[begin DATASET SECTION]

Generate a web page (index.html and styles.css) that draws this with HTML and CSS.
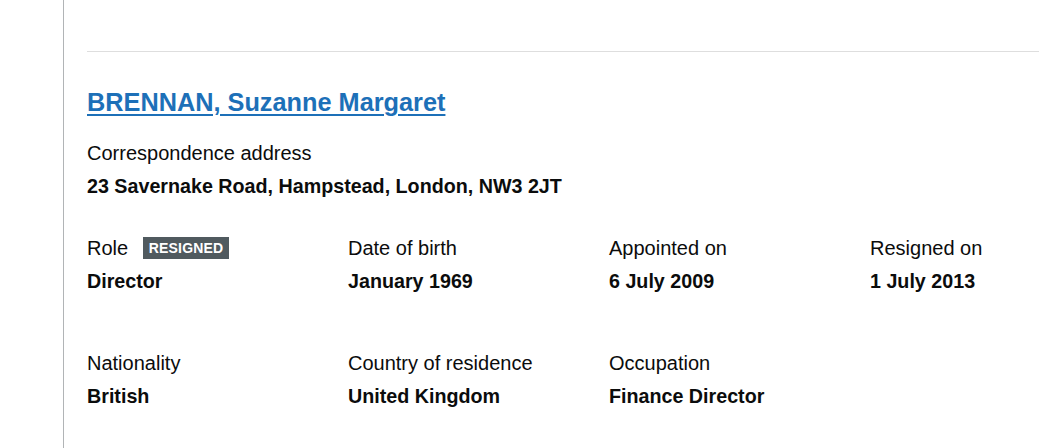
FILE: index.html
```html
<!DOCTYPE html>
<html lang="en">
<head>
<meta charset="utf-8">
<title>Officer</title>
<link rel="stylesheet" href="styles.css">
</head>
<body>
<div class="page">
  <div class="rail"></div>
  <main class="main">
    <div class="officer">
      <h2 class="officer-name"><a href="#">BRENNAN, Suzanne Margaret</a></h2>
      <dl class="address">
        <dt class="label">Correspondence address</dt>
        <dd class="value">23 Savernake Road, Hampstead, London, NW3 2JT</dd>
      </dl>
      <div class="grid row-1">
        <dl class="field">
          <dt class="label">Role <span class="tag">Resigned</span></dt>
          <dd class="value">Director</dd>
        </dl>
        <dl class="field">
          <dt class="label">Date of birth</dt>
          <dd class="value">January 1969</dd>
        </dl>
        <dl class="field">
          <dt class="label">Appointed on</dt>
          <dd class="value">6 July 2009</dd>
        </dl>
        <dl class="field">
          <dt class="label">Resigned on</dt>
          <dd class="value">1 July 2013</dd>
        </dl>
      </div>
      <div class="grid row-2">
        <dl class="field">
          <dt class="label">Nationality</dt>
          <dd class="value">British</dd>
        </dl>
        <dl class="field">
          <dt class="label">Country of residence</dt>
          <dd class="value">United Kingdom</dd>
        </dl>
        <dl class="field">
          <dt class="label">Occupation</dt>
          <dd class="value">Finance Director</dd>
        </dl>
      </div>
    </div>
  </main>
</div>
</body>
</html>
```
FILE: styles.css
```css
html, body {
  margin: 0;
  padding: 0;
  background: #ffffff;
}
body {
  font-family: "Liberation Sans", Arial, sans-serif;
  color: #0b0c0c;
  overflow: hidden;
}
.page {
  display: flex;
  min-height: 448px;
}
.rail {
  width: 63px;
  flex: 0 0 63px;
  border-right: 1px solid #b1b4b6;
}
.main {
  flex: 1 1 auto;
  padding-left: 23px;
  padding-top: 51px;
  min-width: 0;
  overflow: hidden;
}
.officer {
  border-top: 1px solid #dedede;
}
.officer-name {
  margin: 35px 0 0;
  font-size: 25.3px;
  line-height: 30px;
  font-weight: 700;
}
.officer-name a {
  color: #1d70b8;
  text-decoration: underline;
  text-underline-offset: 3px;
  text-decoration-thickness: 2px;
}
dl, dt, dd {
  margin: 0;
}
.address {
  margin-top: 24px;
}
.label {
  font-size: 20px;
  line-height: 25px;
  font-weight: 400;
  margin-bottom: 8px;
}
.value {
  font-size: 19.7px;
  line-height: 25px;
  font-weight: 700;
}
.grid {
  display: grid;
  grid-template-columns: repeat(3, 261px) 1fr;
}
.row-1 {
  margin-top: 37px;
}
.row-2 {
  margin-top: 57px;
}
.tag {
  display: inline-block;
  vertical-align: 2px;
  margin-left: 9px;
  padding: 4px 6px 4px 6px;
  background: #505a5f;
  color: #ffffff;
  font-size: 14px;
  line-height: 14px;
  font-weight: 700;
  text-transform: uppercase;
  letter-spacing: 0.2px;
}
```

[end DATASET SECTION]

PROMPT: Ignore the images and quote every line of the listing exactly.

RESPONSE BELOW:
Generate a web page (index.html and styles.css) that draws this with HTML and CSS.
FILE: index.html
```html
<!DOCTYPE html>
<html lang="en">
<head>
<meta charset="utf-8">
<title>Officer</title>
<link rel="stylesheet" href="styles.css">
</head>
<body>
<div class="page">
  <div class="rail"></div>
  <main class="main">
    <div class="officer">
      <h2 class="officer-name"><a href="#">BRENNAN, Suzanne Margaret</a></h2>
      <dl class="address">
        <dt class="label">Correspondence address</dt>
        <dd class="value">23 Savernake Road, Hampstead, London, NW3 2JT</dd>
      </dl>
      <div class="grid row-1">
        <dl class="field">
          <dt class="label">Role <span class="tag">Resigned</span></dt>
          <dd class="value">Director</dd>
        </dl>
        <dl class="field">
          <dt class="label">Date of birth</dt>
          <dd class="value">January 1969</dd>
        </dl>
        <dl class="field">
          <dt class="label">Appointed on</dt>
          <dd class="value">6 July 2009</dd>
        </dl>
        <dl class="field">
          <dt class="label">Resigned on</dt>
          <dd class="value">1 July 2013</dd>
        </dl>
      </div>
      <div class="grid row-2">
        <dl class="field">
          <dt class="label">Nationality</dt>
          <dd class="value">British</dd>
        </dl>
        <dl class="field">
          <dt class="label">Country of residence</dt>
          <dd class="value">United Kingdom</dd>
        </dl>
        <dl class="field">
          <dt class="label">Occupation</dt>
          <dd class="value">Finance Director</dd>
        </dl>
      </div>
    </div>
  </main>
</div>
</body>
</html>
```
FILE: styles.css
```css
html, body {
  margin: 0;
  padding: 0;
  background: #ffffff;
}
body {
  font-family: "Liberation Sans", Arial, sans-serif;
  color: #0b0c0c;
  overflow: hidden;
}
.page {
  display: flex;
  min-height: 448px;
}
.rail {
  width: 63px;
  flex: 0 0 63px;
  border-right: 1px solid #b1b4b6;
}
.main {
  flex: 1 1 auto;
  padding-left: 23px;
  padding-top: 51px;
  min-width: 0;
  overflow: hidden;
}
.officer {
  border-top: 1px solid #dedede;
}
.officer-name {
  margin: 35px 0 0;
  font-size: 25.3px;
  line-height: 30px;
  font-weight: 700;
}
.officer-name a {
  color: #1d70b8;
  text-decoration: underline;
  text-underline-offset: 3px;
  text-decoration-thickness: 2px;
}
dl, dt, dd {
  margin: 0;
}
.address {
  margin-top: 24px;
}
.label {
  font-size: 20px;
  line-height: 25px;
  font-weight: 400;
  margin-bottom: 8px;
}
.value {
  font-size: 19.7px;
  line-height: 25px;
  font-weight: 700;
}
.grid {
  display: grid;
  grid-template-columns: repeat(3, 261px) 1fr;
}
.row-1 {
  margin-top: 37px;
}
.row-2 {
  margin-top: 57px;
}
.tag {
  display: inline-block;
  vertical-align: 2px;
  margin-left: 9px;
  padding: 4px 6px 4px 6px;
  background: #505a5f;
  color: #ffffff;
  font-size: 14px;
  line-height: 14px;
  font-weight: 700;
  text-transform: uppercase;
  letter-spacing: 0.2px;
}
```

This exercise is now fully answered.